Jennifer Shutt, Georgia Recorder
January 9, 2024
WASHINGTON — The union representing U.S. Capitol Police is warning that the federal law enforcement agency doesn’t have enough manpower to address threats to members of Congress and is criticizing the Architect of the Capitol for not implementing some of the changes proposed following the Jan. 6, 2021 attack.
“We’ve never seen a threat environment like this,” union Chairman Gus Papathanasiou said in a written statement. “Given the profound divisions in this country and this year’s elections, people ask me if I’m concerned and I tell them I am worried — very worried.”
“There may be another contested election and we still haven’t addressed the manpower and security vulnerabilities that have been identified,” he added.
The two most significant issues facing Capitol security are that USCP leaders aren’t close to hiring all the officers they are authorized to and the “failure” of the Architect of the Capitol to implement certain changes to the buildings and surrounding campus, he wrote.
As the number of threats against lawmakers and their staff continues to increase each year, Papathanasiou said the USCP needs to hire more people to account for the number of officers who have left or are eligible for retirement.
“Putting aside the need to increase hiring, we urgently need to address the pending loss of officers who are due for retirement — over 500 officers are eligible to retire at any time,” Papathanasiou said.
“Many of the younger officers who were hired post-January 6th have resigned due to the conditions and hours we’re asked to work,” he said. “We lack the manpower to fill mission requirements, so officers are forced to work enormous amounts of overtime.”
As a result, USCP officers often work six days a week and double shifts, he said.
A USCP spokesperson said in a written statement that the agency has “more sworn employees than at any other point in this Department’s history — not to mention all of the new civilian positions to better support them.”

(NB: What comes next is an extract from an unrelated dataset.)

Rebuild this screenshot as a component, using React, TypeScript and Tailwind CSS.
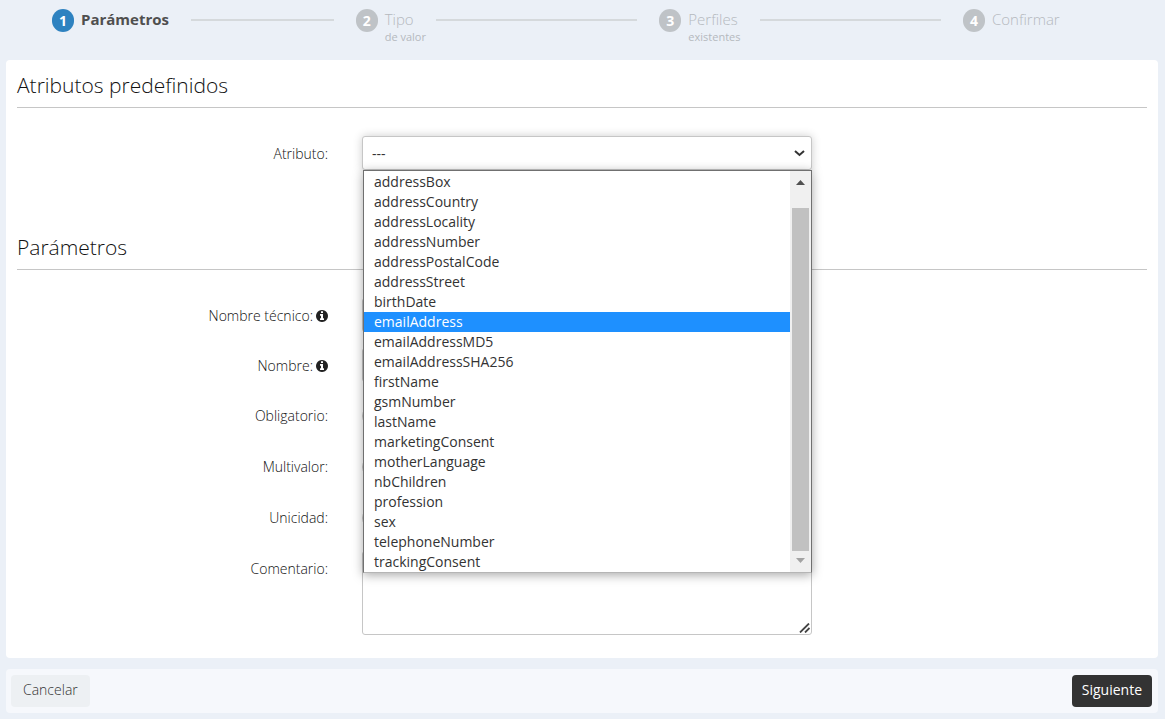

“Still, we agree that we all have to continue that progress as our mission to protect the Members of Congress during a heightened threat environment continues to expand,” the USCP spokesperson said. “Luckily, our recruiting team is working around the clock to bring us nearly 1,000 officer applications a month. The toughest task for us is to find the right women and men out of those applicants to join our growing Department.”
The USCP is authorized to hire 2,126 officers and currently has more than 2,000, according to the spokesperson. The department had about 1,800 on Jan. 6, 2021.
Congress is currently debating how much funding to allocate for USCP as part of the annual government funding process that was supposed to wrap up Oct. 1.
House Republicans’ bill proposed $780.9 million for USCP during the current fiscal year, a $46.3 million increase compared to current funding levels. That total includes $588.1 million for salaries and benefits, a boost of $46.3 million.
The report that accompanied the House bill noted “that, while the Department has aggressively sought qualified civilian applicants, it has had difficulty finding candidates that meet the Department’s rigorous standards.”
“The Department’s projections for fiscal year 2023 civilian hiring are below the authorized and appropriated levels and the Committee believes it will be difficult to hire the requested civilians for fiscal year 2024,” the House report states. “While the authorized number of civilians is supported, the Committee’s recommendation includes a reduction to the account due to historical under execution for civilian personnel.”
The Senate spending bill, which garnered bipartisan support, proposed $792 million for USCP, nearly $58 million more than its current budget. Almost $589 million would go toward salaries, benefits and overtime.
The Senate panel’s report said that lawmakers recognized “the expanding mission requirements for the United States Capitol Police in the area of Member protection.”
The report also calls on USCP to submit a report “that outlines the on-board strength of the USCP broken down by officials, officers, sworn recruits and civilians” as well as a “multi-year strategy to remediate staffing shortages and incentivize sworn hiring and retention in future fiscal years.”
“The Committee expects this report to be thorough and timely from the Department,” the report says. “The USCP shall provide quarterly updates to the Committee thereafter on its staffing efforts.”
The House and Senate are supposed to pass a final version of that Legislative Branch funding bill before the Feb. 2 deadline.
The Architect of the Capitol didn’t respond to a request for comment.